Schwarzer hat in den USA an der Vorbereitung der Kandidatur Joe Bidens mitgearbeitet. Dass Maischberger Schwarzer auf die Aussage zu China anspricht, passt der Soros-Mitarbeiterin hörbar nicht. Sie wiegelt ab: Ja. „China ist die aufstrebende Macht.“ Aufstrebende Macht. Als ob es sich um ein kleineres Entwicklungsland handele, das ein paar Prozentpunkte im internationalen Vergleich gut gemacht habe. Doch China ist in diesem Vergleich Tabellenführer. Mit Abstand.
Küppersbusch gibt Steilvorlagen, von denen eine Talkmasterin nur träumen kann. Den Vorwurf, Kanzler Olaf Scholz (SPD) kommuniziere nicht genug, bügelt Küppersbusch ab. Das Gegenteil sei der Fall: „Bei Olaf Scholz ist man mittlerweile schon froh, dass er keine Baumärkte eröffnet.“ Und selbst im wichtigsten Talkshow-Genre, dem Preisen des Wirtschaftsministers Robert Habeck (Grüne), verweigert sich Küppersbusch: „Robert Habeck hat ein großes Talent darin, seine persönliche Lernkurve als Bundesautobahn zu verkaufen.“ Wer jetzt glaubt, Maischberger habe diese Vorlage aufgegriffen und in weiterführende Kritik an Habeck umgemünzt, schaut keine ARD. Stattdessen lässt sie Rosenfeld ran, die jene unendliche Liebe teilt, die deutsche Journalist:innen für Habeck empfinden. Auch hier bringt sie ihre Sätze nicht ordentlich zu Ende. Dafür ist Rosenfeld dann doch Printjournalistin genug, um solche Peinlichkeiten nicht verewigen zu lassen.
Warum das notwendig ist? Die Biden-Unterstützerin Schwarzer rechnet damit, dass die Republikaner die Wahlen für Senat und Abgeordnetenhaus im Herbst gewinnen und dass der nächste Präsidentschafts-Kandidat der Republikaner Donald Trump oder ein anderer Hardliner sein werden.
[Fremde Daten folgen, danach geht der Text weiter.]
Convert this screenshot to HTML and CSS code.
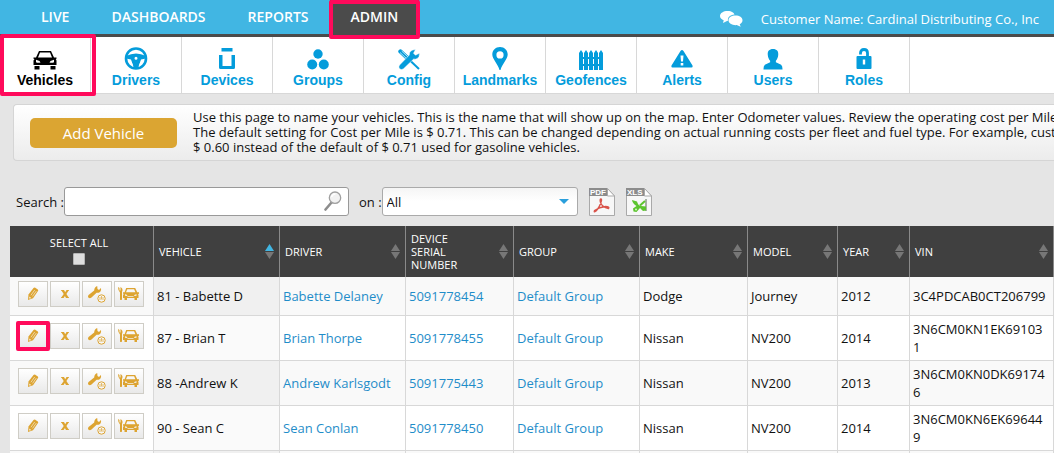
FILE: index.html
```
<!DOCTYPE html>
<html lang="en">
<head>
    <meta charset="UTF-8">
    <meta name="viewport" content="width=device-width, initial-scale=1.0">
    <title>Admin - Vehicles</title>
    <link rel="stylesheet" href="styles.css">
</head>
<body>
    <!-- shared icons -->
    <svg class="sprite" aria-hidden="true">
        <symbol id="i-sort" viewBox="0 0 9 15">
            <path class="up" d="M4.5 0L9 7H0z"/>
            <path class="down" d="M0 8h9l-4.5 7z"/>
        </symbol>
        <symbol id="i-pencil" viewBox="0 0 12 14">
            <path d="M1 13l.5-5.500L6.500 1q.8-.9 1.800-.3l2.500 1.700q.8.7.2 1.700L6 11.200z"/>
            <path d="M3.900 8.300L7.700 3M5.500 9.400L9.300 4.100" stroke="#f6f6f6" stroke-width=".6" fill="none"/>
            <path d="M2.200 9.500l2 1.500-1.700.7z" fill="#f6f6f6"/>
        </symbol>
        <symbol id="i-delete" viewBox="0 0 8 8">
            <path d="M0 0h3l1.200 2.200L5.500 0H8v.8H7.500L5.400 4l2.100 3.200H8V8H5L3.900 5.900 2.600 8H0v-.8h.5L2.700 4 .6.8H0z"/>
        </symbol>
        <symbol id="i-service" viewBox="0 0 18 17">
            <path d="M9.200 0l.3 3 1.500.9L12.900 2q.8 3-1.600 4.400-1.300.7-2.700.3L3.500 11.600q-1.700 1.200-2.900.2-1.200-1.300 0-2.900L6.200 4.500Q6.200 1.300 9.200 0z"/>
            <circle cx="13.500" cy="12.500" r="3.700" fill="#f6f6f6" stroke="#dda431" stroke-width="1"/>
            <path d="M13.500 10v3.500M12 11v3M15 11v3" stroke="#dda431" stroke-width=".7"/>
        </symbol>
        <symbol id="i-repair" viewBox="0 0 21 14">
            <path d="M0 0l1.500 1v2.500h1V0q3 1.500 1.500 5v7.500q-1.300 1-2 0V5.500Q0 4 0 0z"/>
            <path d="M8.200 1h9l2 4.200H21v1.600l-1 .3.500 1V11H19v2h-2.500v-2H9v2H6.500v-2H5V8l.8-1-.8-.4V5.200h1.600zM9.300 2.300L8 5.200h9.400L16.100 2.300zM7 7.300v1.500l2.500.2-.7-1.300zM18.500 7.300v1.500L16 9l.7-1.300z" fill-rule="evenodd"/>
            <path d="M9.500 9.500h6" stroke="#f6f6f6" stroke-width=".7"/>
        </symbol>
    </svg>

    <header class="topbar">
        <nav class="main-nav">
            <a href="#live">LIVE</a>
            <a href="#dashboards">DASHBOARDS</a>
            <a href="#reports">REPORTS</a>
            <a href="#admin" class="active marked">ADMIN</a>
        </nav>
        <div class="account">
            <a href="#chat" aria-label="Messages">
                <svg width="23" height="16" viewBox="0 0 23 16" fill="#fff">
                    <path d="M7.500 0C12 0 14 2 14.500 3.500 10 4 7.500 6 8 9.800L7 10l-4 2 .7-2.800C1.500 8.500 0 7 0 5c0-3 3.500-5 7.500-5z"/>
                    <path d="M15.500 4.500c4 0 7 2 7 4.800 0 1.800-1 3-2.800 4l1 2.500-4-1.700c-4.500.3-8.200-1.500-8.200-4.800 0-2.800 3-4.800 7-4.800z"/>
                </svg>
            </a>
            <span>Customer Name: Cardinal Distributing Co., Inc</span>
        </div>
    </header>

    <nav class="sub-nav">
        <a href="#vehicles" class="active marked">
            <svg width="24" height="20" viewBox="0 0 24 20">
                <path d="M6 1h12l3 6.500h2.500v1.200L22.800 9l.7 1.500V15h-23v-4.500L1.500 9 .5 8.700V7.500H3zM7 2.500L5 7.500h14l-2-5zM3 9.800v2.500q2 1 4.500.2L6.500 11zM21 9.800v2.500q-2 1-4.500.2l1-1.500z" fill-rule="evenodd"/>
                <path d="M1.500 16h5v3.500h-5zM17.500 16h5v3.500h-5z"/>
            </svg>
            Vehicles
        </a>
        <a href="#drivers">
            <svg width="24" height="23" viewBox="0 0 24 23">
                <circle cx="12" cy="11.500" r="10" fill="none" stroke="currentColor" stroke-width="2.600"/>
                <path d="M2 9q10-5 20 0v2.500l-5 1-3 9h-4l-3-9-5-1zM12 9.700a1.500 1.500 0 100 3 1.500 1.500 0 100-3z" fill-rule="evenodd"/>
                <path d="M4 13.500l3.500 1.200L9.300 19Q5.500 17.500 4 13.500zM20 13.500l-3.500 1.200L14.700 19q3.800-1.500 5.300-5.500z" fill="#fff"/>
            </svg>
            Drivers
        </a>
        <a href="#devices">
            <svg width="18" height="22" viewBox="0 0 18 22">
                <path d="M3.500 0h11v3.500h-11zM1 7h3.500v11h9V7H17v12.500q0 1.500-1.500 1.500h-13Q1 21 1 19.500z"/>
            </svg>
            Devices
        </a>
        <a href="#groups">
            <svg width="22" height="21" viewBox="0 0 22 21">
                <circle cx="11" cy="5" r="4.700"/>
                <circle cx="5.200" cy="15.500" r="5"/>
                <circle cx="16.800" cy="15.500" r="5"/>
            </svg>
            Groups
        </a>
        <a href="#config">
            <svg width="22" height="21" viewBox="0 0 22 21">
                <path d="M2.500 2.500l9 8.500" fill="none" stroke="currentColor" stroke-width="4.400" stroke-linecap="round"/>
                <path d="M2 3.500l8 7.500M3.700 2l8 7.500" fill="none" stroke="#fff" stroke-width=".7"/>
                <path d="M11 10.500l10 9.500" fill="none" stroke="currentColor" stroke-width="2"/>
                <path d="M17.500.5l-2 3.700 2 2 3.800-2q.7 4-2.300 5.500-1.600.8-3.300.3L5.500 19.800q-2 1.500-3.900 0-1.500-1.800 0-3.800L11.300 6Q11 1 17.500.500z" stroke="#fff" stroke-width=".5"/>
            </svg>
            Config
        </a>
        <a href="#landmarks">
            <svg width="16" height="23" viewBox="0 0 16 23">
                <path d="M8 0c4.500 0 7.700 3.400 7.700 7.500C15.700 12 10 17 8.500 23h-1C6 17 .3 12 .3 7.500.300 3.400 3.500 0 8 0zM8 4.300a3.600 3.600 0 100 7.200 3.600 3.600 0 100-7.200z" fill-rule="evenodd"/>
            </svg>
            Landmarks
        </a>
        <a href="#geofences">
            <svg width="24" height="20" viewBox="0 0 24 20">
                <path d="M0 3L2 0l2 3v17H0zM5 3l2-3 2 3v17H5zM10 3l2-3 2 3v17h-4zM15 3l2-3 2 3v17h-4zM20 3l2-3 2 3v17h-4z"/>
                <path d="M0 7h24v2H0zM0 14h24v2H0z"/>
            </svg>
            Geofences
        </a>
        <a href="#alerts">
            <svg width="22" height="20" viewBox="0 0 22 20">
                <path d="M9.500 1q1.500-1.800 3 0L21.500 15.500q.5 2-1 2h-19q-1.500 0-1-2zM9.500 5.500l.5 6h2l.5-6zM9.700 13v2.500h2.600V13z" fill-rule="evenodd"/>
            </svg>
            Alerts
        </a>
        <a href="#users">
            <svg width="20" height="21" viewBox="0 0 20 22">
                <path d="M10 0c4 0 5.800 2.300 5.500 6-.2 3-1.300 5-2.500 6.300V14l5.500 2.500Q20 17.500 20 21.500H0q0-4 1.500-5L7 14v-1.700C5.800 11 4.700 9 4.500 6 4.200 2.300 6 0 10 0z"/>
            </svg>
            Users
        </a>
        <a href="#roles">
            <svg width="16" height="22" viewBox="0 0 16 22">
                <path d="M4.500 6.500V5q0-3.500 3.500-3.500T11.500 5v4" fill="none" stroke="currentColor" stroke-width="2.800"/>
                <path d="M1.500 8h13q1 0 1 1v11q0 1-1 1h-13q-1 0-1-1V9q0-1 1-1zM6.800 11.500v5h2.400v-5z" fill-rule="evenodd"/>
            </svg>
            Roles
        </a>
    </nav>

    <main>
        <section class="info">
            <button type="button" class="add">Add Vehicle</button>
            <p>
                Use this page to name your vehicles. This is the name that will show up on the map. Enter Odometer values. Review the operating cost per Mile<br>
                The default setting for Cost per Mile is $ 0.71. This can be changed depending on actual running costs per fleet and fuel type. For example, cust<br>
                $ 0.60 instead of the default of $ 0.71 used for gasoline vehicles.
            </p>
        </section>

        <form class="filters">
            <label for="search">Search :</label>
            <div class="search-box">
                <input type="text" id="search" name="search">
                <svg width="18" height="20" viewBox="0 0 18 20">
                    <path d="M1.500 18.500l6-7" stroke="#8d8d8d" stroke-width="2.600" stroke-linecap="round"/>
                    <circle cx="11" cy="6.700" r="5.700" fill="#f2f2f2" stroke="#a0a0a0" stroke-width="1.300"/>
                    <path d="M7.500 6q1-3 4-3" fill="none" stroke="#fff" stroke-width="1.500"/>
                </svg>
            </div>
            <label for="field" class="on">on :</label>
            <select id="field" name="field">
                <option>All</option>
                <option>Vehicle</option>
                <option>Driver</option>
                <option>Group</option>
            </select>
            <button type="button" class="export" aria-label="Export to PDF">
                <svg width="26" height="28" viewBox="0 0 26 28">
                    <path d="M.5.500h18L25.500 8v19.500H.5z" fill="#f7f7f7" stroke="#a9a9a9"/>
                    <path d="M0 0h18v8H0z" fill="#8c8c8c"/>
                    <path d="M18.500.500V8h7z" fill="#fff" stroke="#a9a9a9"/>
                    <text x="1" y="7">PDF</text>
                    <path d="M12 11q-1.500 0-.5 3.500Q13 19 19.500 20.500q1.500-2-3-2-6 .5-11 4-1 2 1 1Q11 19 12.500 12.500 12.700 11 12 11z" fill="none" stroke="#d9534a" stroke-width="1.300"/>
                </svg>
            </button>
            <button type="button" class="export" aria-label="Export to XLS">
                <svg width="26" height="28" viewBox="0 0 26 28">
                    <path d="M.5.500h18L25.500 8v19.500H.5z" fill="#f7f7f7" stroke="#a9a9a9"/>
                    <path d="M0 0h18v8H0z" fill="#8c8c8c"/>
                    <path d="M18.500.500V8h7z" fill="#fff" stroke="#a9a9a9"/>
                    <text x="1" y="7">XLS</text>
                    <path d="M20 11v12" stroke="#8d9a88" stroke-width="1.500"/>
                    <path d="M6 12l5 1.500q1 4 4 4.500l5 .5v4l-3 .5-3-3-3.500 4-3-.5-.5-3 3.500-2.500Q6.500 15.500 6 12z" fill="#5cc52e"/>
                    <path d="M14 17.500l5-4.500" stroke="#5cc52e" stroke-width="2"/>
                    <circle cx="10" cy="21.500" r="1" fill="#d6f5c8"/>
                </svg>
            </button>
        </form>

        <table>
            <colgroup>
                <col class="c-144"><col class="c-126"><col class="c-126"><col class="c-108"><col class="c-126">
                <col class="c-108"><col class="c-90"><col class="c-72"><col class="c-144">
            </colgroup>
            <thead>
                <tr>
                    <th class="select-all">
                        <label for="all">SELECT ALL</label>
                        <input type="checkbox" id="all">
                    </th>
                    <th><button type="button" class="sort asc">VEHICLE <svg><use href="#i-sort"/></svg></button></th>
                    <th><button type="button" class="sort">DRIVER <svg><use href="#i-sort"/></svg></button></th>
                    <th><button type="button" class="sort">DEVICE<br>SERIAL<br>NUMBER <svg><use href="#i-sort"/></svg></button></th>
                    <th><button type="button" class="sort">GROUP <svg><use href="#i-sort"/></svg></button></th>
                    <th><button type="button" class="sort">MAKE <svg><use href="#i-sort"/></svg></button></th>
                    <th><button type="button" class="sort">MODEL <svg><use href="#i-sort"/></svg></button></th>
                    <th><button type="button" class="sort">YEAR <svg><use href="#i-sort"/></svg></button></th>
                    <th><button type="button" class="sort">VIN <svg><use href="#i-sort"/></svg></button></th>
                </tr>
            </thead>
            <tbody>
                <tr>
                    <td>
                        <div class="actions">
                            <button type="button" aria-label="Edit"><svg width="12" height="14"><use href="#i-pencil"/></svg></button>
                            <button type="button" aria-label="Delete"><svg width="8" height="8"><use href="#i-delete"/></svg></button>
                            <button type="button" aria-label="Service"><svg width="18" height="17"><use href="#i-service"/></svg></button>
                            <button type="button" aria-label="Repairs"><svg width="21" height="14"><use href="#i-repair"/></svg></button>
                        </div>
                    </td>
                    <td>81 - Babette D</td>
                    <td><a href="#driver">Babette Delaney</a></td>
                    <td><a href="#device">5091778454</a></td>
                    <td><a href="#group">Default Group</a></td>
                    <td>Dodge</td>
                    <td>Journey</td>
                    <td>2012</td>
                    <td>3C4PDCAB0CT206799</td>
                </tr>
                <tr>
                    <td>
                        <div class="actions">
                            <button type="button" class="marked" aria-label="Edit"><svg width="12" height="14"><use href="#i-pencil"/></svg></button>
                            <button type="button" aria-label="Delete"><svg width="8" height="8"><use href="#i-delete"/></svg></button>
                            <button type="button" aria-label="Service"><svg width="18" height="17"><use href="#i-service"/></svg></button>
                            <button type="button" aria-label="Repairs"><svg width="21" height="14"><use href="#i-repair"/></svg></button>
                        </div>
                    </td>
                    <td>87 - Brian T</td>
                    <td><a href="#driver">Brian Thorpe</a></td>
                    <td><a href="#device">5091778455</a></td>
                    <td><a href="#group">Default Group</a></td>
                    <td>Nissan</td>
                    <td>NV200</td>
                    <td>2014</td>
                    <td>3N6CM0KN1EK691031</td>
                </tr>
                <tr>
                    <td>
                        <div class="actions">
                            <button type="button" aria-label="Edit"><svg width="12" height="14"><use href="#i-pencil"/></svg></button>
                            <button type="button" aria-label="Delete"><svg width="8" height="8"><use href="#i-delete"/></svg></button>
                            <button type="button" aria-label="Service"><svg width="18" height="17"><use href="#i-service"/></svg></button>
                            <button type="button" aria-label="Repairs"><svg width="21" height="14"><use href="#i-repair"/></svg></button>
                        </div>
                    </td>
                    <td>88 -Andrew K</td>
                    <td><a href="#driver">Andrew Karlsgodt</a></td>
                    <td><a href="#device">5091775443</a></td>
                    <td><a href="#group">Default Group</a></td>
                    <td>Nissan</td>
                    <td>NV200</td>
                    <td>2013</td>
                    <td>3N6CM0KN0DK691746</td>
                </tr>
                <tr>
                    <td>
                        <div class="actions">
                            <button type="button" aria-label="Edit"><svg width="12" height="14"><use href="#i-pencil"/></svg></button>
                            <button type="button" aria-label="Delete"><svg width="8" height="8"><use href="#i-delete"/></svg></button>
                            <button type="button" aria-label="Service"><svg width="18" height="17"><use href="#i-service"/></svg></button>
                            <button type="button" aria-label="Repairs"><svg width="21" height="14"><use href="#i-repair"/></svg></button>
                        </div>
                    </td>
                    <td>90 - Sean C</td>
                    <td><a href="#driver">Sean Conlan</a></td>
                    <td><a href="#device">5091778450</a></td>
                    <td><a href="#group">Default Group</a></td>
                    <td>Nissan</td>
                    <td>NV200</td>
                    <td>2014</td>
                    <td>3N6CM0KN6EK696449</td>
                </tr>
                <tr>
                    <td></td><td></td><td></td><td></td><td></td><td></td><td></td><td></td><td></td>
                </tr>
            </tbody>
        </table>
    </main>
</body>
</html>
```
FILE: styles.css
```
* {
    box-sizing: border-box;
}
body {
    margin: 0;
    background: #e5e5e5;
    color: #111;
    font: 13px/18px "Open Sans", sans-serif;
    overflow-x: hidden;
}
a {
    color: #1f8dc9;
    text-decoration: none;
}
button, input, select {
    font: inherit;
    color: inherit;
}
button {
    cursor: pointer;
}
.sprite {
    display: none;
}

/* pink highlight frame */
.marked {
    position: relative;
}
.marked::after {
    content: "";
    position: absolute;
    inset: -3px;
    border: 4px solid #ff0a5b;
    border-radius: 2px;
    pointer-events: none;
    z-index: 2;
}

.topbar {
    display: flex;
    justify-content: space-between;
    height: 37px;
    background: #41b6e3;
    border-bottom: 3px solid #4b4b4b;
}
.main-nav {
    display: flex;
    padding-left: 20px;
}
.main-nav a {
    padding: 0 21px;
    color: #fff;
    font-size: 14px;
    font-weight: 600;
    line-height: 34px;
}
.main-nav a.active {
    background: #4b4b4b;
}
.main-nav .marked::after {
    inset: 0 -1px -5px;
}
.account {
    display: flex;
    align-items: center;
    gap: 18px;
    padding: 3px 15px 0 0;
    color: #fff;
    white-space: nowrap;
}
.account a {
    display: flex;
}

.sub-nav {
    display: flex;
    background: #fff;
    border-bottom: 1px solid #d8d8d8;
}
.sub-nav a {
    display: flex;
    flex-direction: column;
    align-items: center;
    justify-content: flex-end;
    width: 91px;
    height: 56px;
    padding-bottom: 5px;
    border-right: 1px solid #d8d8d8;
    color: #049cdb;
    font: bold 14px/16px "Liberation Sans", Arial, sans-serif;
}
.sub-nav svg {
    margin-bottom: 2px;
    fill: currentColor;
}
.sub-nav a.active {
    color: #000;
}
.sub-nav .marked::after {
    inset: -3px -6px -3px 0;
}

.info {
    display: flex;
    align-items: center;
    gap: 16px;
    height: 57px;
    margin: 10px 0 0 13px;
    padding-left: 16px;
    border: 1px solid #d5d5d5;
    border-right: 0;
    border-radius: 4px 0 0 4px;
    background: linear-gradient(#fff, #ececec);
    overflow: hidden;
}
.info p {
    margin: 0;
    line-height: 15px;
    white-space: nowrap;
}
.add {
    flex: none;
    width: 147px;
    height: 30px;
    border: 0;
    border-radius: 5px;
    background: #dba532;
    color: #fff;
    font-size: 15px;
}

.filters {
    display: flex;
    align-items: center;
    margin: 26px 0 10px;
    padding-left: 16px;
}
.search-box {
    position: relative;
    width: 285px;
    height: 29px;
}
.search-box input {
    width: 100%;
    height: 100%;
    padding: 0 28px 0 5px;
    border: 1px solid #999;
    border-radius: 3px;
    background: #fff;
}
.search-box svg {
    position: absolute;
    top: 4px;
    right: 7px;
    fill: none;
}
.filters .on {
    margin-left: 10px;
}
.filters select {
    width: 196px;
    height: 29px;
    padding: 0 4px;
    border: 1px solid #aaa;
    border-radius: 3px;
    appearance: none;
    background: url("data:image/svg+xml,%3Csvg xmlns='http://www.w3.org/2000/svg' width='10' height='5'%3E%3Cpath d='M0 0h10L5 5z' fill='%232a9fdc'/%3E%3C/svg%3E") no-repeat right 8px center, linear-gradient(#f5f5f5, #fff 50%);
}
.export {
    display: flex;
    margin-left: 11px;
    padding: 0;
    border: 0;
    background: none;
}
.export text {
    fill: #fff;
    font: bold 8px "Liberation Sans", Arial, sans-serif;
}

table {
    width: calc(100% - 10px);
    margin-left: 10px;
    border-collapse: separate;
    border-spacing: 0;
    table-layout: fixed;
}
.c-144 { width: 144px; }
.c-126 { width: 126px; }
.c-108 { width: 108px; }
.c-90 { width: 90px; }
.c-72 { width: 72px; }

th {
    height: 51px;
    padding: 6px 5px;
    background: #404040;
    border-right: 1px solid #8a8a8a;
    color: #fff;
    font-size: 11px;
    font-weight: 500;
    line-height: 13px;
    text-align: left;
}
.select-all {
    padding: 0 10px 2px 5px;
    text-align: center;
}
.select-all label {
    display: block;
    margin-bottom: 4px;
}
.select-all input {
    display: block;
    width: 12px;
    height: 12px;
    margin: 0 auto;
    appearance: none;
    border: 1px solid #b5b5b5;
    border-radius: 1px;
    background: #dedede;
}
.sort {
    position: relative;
    display: block;
    width: 100%;
    padding: 0 14px 0 0;
    border: 0;
    background: none;
    text-align: left;
}
.sort svg {
    position: absolute;
    top: calc(50% - 8px);
    right: 0;
    width: 9px;
    height: 15px;
    --up: #777;
    fill: #777;
}
.asc svg {
    --up: #41b6e3;
}
.up {
    fill: var(--up);
}

td {
    padding: 4px 5px 4px 3px;
    background: #fff;
    border-right: 1px solid #d8d8d8;
    border-bottom: 1px solid #d8d8d8;
    word-break: break-all;
}
td:nth-child(2) {
    background: #fafafa;
}
tbody tr:nth-child(odd) td {
    background: #f9f9f9;
}
tbody tr:nth-child(odd) td:nth-child(2) {
    background: #f0f0f0;
}
.actions {
    display: flex;
    justify-content: center;
    gap: 2px;
    margin-bottom: 4px;
}
.actions button {
    display: flex;
    align-items: center;
    justify-content: center;
    width: 30px;
    height: 26px;
    padding: 0;
    border: 1px solid #cfcdc6;
    background: linear-gradient(#fff, #e9e9e9);
}
.actions svg {
    fill: #dda431;
}
```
Da müsse dann Europa in der Lage sein, Aufgaben der Amerikaner zu übernehmen. Etwa im Krieg zwischen der Ukraine und Russland. Wie eine richtige Perspektive wirkt das nicht. Aber es lässt erahnen, dass uns die Sparappelle auf lange Zeit nicht ausgehen werden.
Ok. Das passt jetzt nicht zum Thema, ist aber als Pointe so gut, dass es nicht unter den Tisch fallen sollte: Zu G7, Ukraine-Krieg und Energieversorgung hat Maischberger auch den RTL-Tanzjuroren Joachim Llambi befragt.